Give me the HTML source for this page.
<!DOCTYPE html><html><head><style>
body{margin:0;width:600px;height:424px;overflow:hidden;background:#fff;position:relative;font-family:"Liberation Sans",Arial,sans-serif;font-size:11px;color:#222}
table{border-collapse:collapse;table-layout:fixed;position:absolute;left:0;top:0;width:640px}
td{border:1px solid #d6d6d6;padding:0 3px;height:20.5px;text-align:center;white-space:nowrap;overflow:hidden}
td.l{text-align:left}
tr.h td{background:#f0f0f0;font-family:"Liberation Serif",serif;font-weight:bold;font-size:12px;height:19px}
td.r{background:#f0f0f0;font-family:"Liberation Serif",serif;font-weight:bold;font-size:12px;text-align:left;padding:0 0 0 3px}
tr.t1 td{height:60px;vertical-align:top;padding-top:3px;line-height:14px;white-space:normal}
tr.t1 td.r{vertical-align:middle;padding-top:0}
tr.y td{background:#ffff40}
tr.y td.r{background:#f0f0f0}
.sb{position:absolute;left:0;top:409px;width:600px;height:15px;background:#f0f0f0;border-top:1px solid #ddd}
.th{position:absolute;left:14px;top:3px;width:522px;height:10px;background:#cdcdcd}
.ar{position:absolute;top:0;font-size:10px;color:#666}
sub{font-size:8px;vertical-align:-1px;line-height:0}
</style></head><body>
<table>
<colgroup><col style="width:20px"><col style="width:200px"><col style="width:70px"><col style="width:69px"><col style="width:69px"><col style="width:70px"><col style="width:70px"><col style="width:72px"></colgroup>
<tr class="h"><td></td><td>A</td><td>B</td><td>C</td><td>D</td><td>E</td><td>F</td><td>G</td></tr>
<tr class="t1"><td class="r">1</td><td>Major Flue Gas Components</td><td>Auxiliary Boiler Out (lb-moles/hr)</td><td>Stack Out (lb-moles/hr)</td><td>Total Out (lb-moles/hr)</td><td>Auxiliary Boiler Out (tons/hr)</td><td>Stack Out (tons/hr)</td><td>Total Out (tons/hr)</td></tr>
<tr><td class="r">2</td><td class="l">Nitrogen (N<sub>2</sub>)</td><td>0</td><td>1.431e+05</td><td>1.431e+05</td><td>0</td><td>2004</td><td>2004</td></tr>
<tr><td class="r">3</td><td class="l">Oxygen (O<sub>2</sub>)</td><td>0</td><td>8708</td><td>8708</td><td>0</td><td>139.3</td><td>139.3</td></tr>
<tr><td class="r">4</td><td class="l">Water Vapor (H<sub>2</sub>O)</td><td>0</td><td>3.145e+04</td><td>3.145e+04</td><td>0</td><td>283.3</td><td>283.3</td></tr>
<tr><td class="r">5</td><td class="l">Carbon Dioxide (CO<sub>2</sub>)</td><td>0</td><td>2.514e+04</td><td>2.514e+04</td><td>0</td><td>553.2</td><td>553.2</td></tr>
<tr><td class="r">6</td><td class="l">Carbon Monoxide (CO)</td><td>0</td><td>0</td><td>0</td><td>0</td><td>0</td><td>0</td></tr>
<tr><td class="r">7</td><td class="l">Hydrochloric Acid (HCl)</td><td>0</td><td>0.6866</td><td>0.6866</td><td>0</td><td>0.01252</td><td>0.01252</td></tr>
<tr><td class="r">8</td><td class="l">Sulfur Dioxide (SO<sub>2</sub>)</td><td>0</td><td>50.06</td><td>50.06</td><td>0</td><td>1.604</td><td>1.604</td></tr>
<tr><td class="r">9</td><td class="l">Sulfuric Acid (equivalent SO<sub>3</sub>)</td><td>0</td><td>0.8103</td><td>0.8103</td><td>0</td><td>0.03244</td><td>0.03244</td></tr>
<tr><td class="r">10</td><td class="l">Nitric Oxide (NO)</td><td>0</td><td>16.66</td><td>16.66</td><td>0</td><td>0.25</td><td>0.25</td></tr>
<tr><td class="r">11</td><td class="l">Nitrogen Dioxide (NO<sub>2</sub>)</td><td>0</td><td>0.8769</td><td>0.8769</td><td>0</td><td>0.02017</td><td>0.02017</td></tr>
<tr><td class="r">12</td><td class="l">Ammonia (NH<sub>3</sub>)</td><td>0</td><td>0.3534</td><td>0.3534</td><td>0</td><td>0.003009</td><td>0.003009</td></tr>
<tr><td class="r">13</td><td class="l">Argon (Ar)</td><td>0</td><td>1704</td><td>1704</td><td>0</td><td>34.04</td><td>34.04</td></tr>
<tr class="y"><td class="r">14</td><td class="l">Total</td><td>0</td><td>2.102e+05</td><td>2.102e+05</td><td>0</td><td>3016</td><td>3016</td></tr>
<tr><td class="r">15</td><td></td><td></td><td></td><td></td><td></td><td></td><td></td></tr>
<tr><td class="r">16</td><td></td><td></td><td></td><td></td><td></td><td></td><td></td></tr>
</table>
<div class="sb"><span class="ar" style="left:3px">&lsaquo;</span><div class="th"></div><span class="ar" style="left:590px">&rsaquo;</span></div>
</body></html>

* * *

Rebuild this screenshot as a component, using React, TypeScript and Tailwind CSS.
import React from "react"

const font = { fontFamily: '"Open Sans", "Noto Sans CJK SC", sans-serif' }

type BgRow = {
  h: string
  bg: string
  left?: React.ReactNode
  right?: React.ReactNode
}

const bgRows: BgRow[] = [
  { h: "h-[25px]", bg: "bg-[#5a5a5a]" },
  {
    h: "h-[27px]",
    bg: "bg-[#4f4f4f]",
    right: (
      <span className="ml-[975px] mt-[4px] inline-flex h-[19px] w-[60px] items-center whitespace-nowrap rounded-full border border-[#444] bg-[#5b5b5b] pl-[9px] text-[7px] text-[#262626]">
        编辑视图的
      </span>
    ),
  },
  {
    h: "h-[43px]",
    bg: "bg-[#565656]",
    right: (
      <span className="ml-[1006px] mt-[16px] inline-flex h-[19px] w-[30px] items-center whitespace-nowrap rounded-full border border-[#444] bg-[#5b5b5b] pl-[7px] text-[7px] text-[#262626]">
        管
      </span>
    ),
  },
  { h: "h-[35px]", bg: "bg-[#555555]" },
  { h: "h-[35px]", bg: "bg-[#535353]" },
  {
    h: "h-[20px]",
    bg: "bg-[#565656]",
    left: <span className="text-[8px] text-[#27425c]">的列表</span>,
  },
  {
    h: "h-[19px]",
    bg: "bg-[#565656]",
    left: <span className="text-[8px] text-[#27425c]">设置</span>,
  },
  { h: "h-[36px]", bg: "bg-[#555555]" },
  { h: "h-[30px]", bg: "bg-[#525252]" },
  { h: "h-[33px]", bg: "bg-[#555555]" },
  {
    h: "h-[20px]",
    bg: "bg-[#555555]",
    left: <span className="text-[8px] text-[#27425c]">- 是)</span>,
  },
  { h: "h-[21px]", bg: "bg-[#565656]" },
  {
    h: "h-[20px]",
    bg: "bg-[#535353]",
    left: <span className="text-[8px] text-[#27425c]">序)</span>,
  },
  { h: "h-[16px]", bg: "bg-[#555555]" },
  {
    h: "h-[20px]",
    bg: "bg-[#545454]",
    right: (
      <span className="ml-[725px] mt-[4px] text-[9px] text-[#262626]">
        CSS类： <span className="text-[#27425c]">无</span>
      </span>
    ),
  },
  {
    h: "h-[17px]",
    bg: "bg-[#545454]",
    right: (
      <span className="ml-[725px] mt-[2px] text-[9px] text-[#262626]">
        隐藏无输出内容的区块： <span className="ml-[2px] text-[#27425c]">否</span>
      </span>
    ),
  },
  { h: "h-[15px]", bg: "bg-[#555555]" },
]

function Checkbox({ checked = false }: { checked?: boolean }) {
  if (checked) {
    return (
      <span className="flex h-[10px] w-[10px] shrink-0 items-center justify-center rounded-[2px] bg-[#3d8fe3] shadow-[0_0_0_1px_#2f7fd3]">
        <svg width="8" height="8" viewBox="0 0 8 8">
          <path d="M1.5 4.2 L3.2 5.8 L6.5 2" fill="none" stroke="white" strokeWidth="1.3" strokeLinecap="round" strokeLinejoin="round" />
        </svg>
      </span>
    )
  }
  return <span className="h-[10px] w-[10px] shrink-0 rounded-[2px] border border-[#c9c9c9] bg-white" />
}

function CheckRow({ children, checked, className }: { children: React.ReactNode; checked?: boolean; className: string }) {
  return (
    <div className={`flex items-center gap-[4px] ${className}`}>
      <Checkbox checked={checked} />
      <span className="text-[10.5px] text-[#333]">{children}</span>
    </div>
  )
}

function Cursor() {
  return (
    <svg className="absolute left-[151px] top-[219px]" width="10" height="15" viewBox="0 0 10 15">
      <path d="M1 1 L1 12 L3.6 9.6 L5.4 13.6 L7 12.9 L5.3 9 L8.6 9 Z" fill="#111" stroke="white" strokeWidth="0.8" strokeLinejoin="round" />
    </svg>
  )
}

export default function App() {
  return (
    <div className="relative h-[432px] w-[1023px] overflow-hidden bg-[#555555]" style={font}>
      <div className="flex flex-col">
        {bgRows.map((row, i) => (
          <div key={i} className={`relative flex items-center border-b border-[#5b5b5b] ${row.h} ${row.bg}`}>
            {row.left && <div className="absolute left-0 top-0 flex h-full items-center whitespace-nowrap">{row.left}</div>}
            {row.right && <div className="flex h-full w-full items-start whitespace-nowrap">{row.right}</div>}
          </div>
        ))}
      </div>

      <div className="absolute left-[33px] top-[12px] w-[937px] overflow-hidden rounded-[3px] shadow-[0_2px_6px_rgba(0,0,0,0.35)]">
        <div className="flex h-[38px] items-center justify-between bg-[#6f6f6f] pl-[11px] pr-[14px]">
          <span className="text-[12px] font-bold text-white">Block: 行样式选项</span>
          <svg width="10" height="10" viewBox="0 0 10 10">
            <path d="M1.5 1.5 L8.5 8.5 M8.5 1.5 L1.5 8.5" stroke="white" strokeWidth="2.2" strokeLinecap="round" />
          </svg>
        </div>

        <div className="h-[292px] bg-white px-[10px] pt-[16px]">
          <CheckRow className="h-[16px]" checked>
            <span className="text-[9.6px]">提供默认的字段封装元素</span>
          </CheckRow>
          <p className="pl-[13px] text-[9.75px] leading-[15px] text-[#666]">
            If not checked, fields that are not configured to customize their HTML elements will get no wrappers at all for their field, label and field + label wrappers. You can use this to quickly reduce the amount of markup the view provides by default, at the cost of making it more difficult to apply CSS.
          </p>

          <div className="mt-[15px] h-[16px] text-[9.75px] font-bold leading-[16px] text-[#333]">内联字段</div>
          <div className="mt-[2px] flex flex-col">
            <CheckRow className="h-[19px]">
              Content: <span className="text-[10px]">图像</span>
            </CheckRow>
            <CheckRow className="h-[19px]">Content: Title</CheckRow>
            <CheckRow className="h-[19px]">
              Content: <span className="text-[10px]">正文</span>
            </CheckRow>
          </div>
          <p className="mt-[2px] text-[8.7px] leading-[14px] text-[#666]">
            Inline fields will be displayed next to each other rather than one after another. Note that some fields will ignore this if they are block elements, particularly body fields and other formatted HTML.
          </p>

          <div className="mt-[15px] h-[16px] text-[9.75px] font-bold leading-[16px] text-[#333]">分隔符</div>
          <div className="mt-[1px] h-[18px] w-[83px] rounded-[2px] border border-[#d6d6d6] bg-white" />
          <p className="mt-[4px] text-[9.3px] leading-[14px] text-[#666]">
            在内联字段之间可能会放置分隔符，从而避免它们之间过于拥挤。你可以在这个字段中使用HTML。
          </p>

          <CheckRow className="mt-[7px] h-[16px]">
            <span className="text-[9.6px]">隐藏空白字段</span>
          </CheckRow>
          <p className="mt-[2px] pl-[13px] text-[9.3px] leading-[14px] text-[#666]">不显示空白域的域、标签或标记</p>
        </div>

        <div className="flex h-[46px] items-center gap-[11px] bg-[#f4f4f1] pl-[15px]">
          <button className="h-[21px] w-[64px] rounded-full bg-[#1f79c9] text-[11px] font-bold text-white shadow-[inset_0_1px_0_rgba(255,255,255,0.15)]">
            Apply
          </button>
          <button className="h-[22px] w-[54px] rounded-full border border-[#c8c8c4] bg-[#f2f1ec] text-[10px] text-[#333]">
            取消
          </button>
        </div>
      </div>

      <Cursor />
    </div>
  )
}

Work instructions |
Tally the lines of the listing in which the word "this" occurs, and state the total alone.

Correct output |
4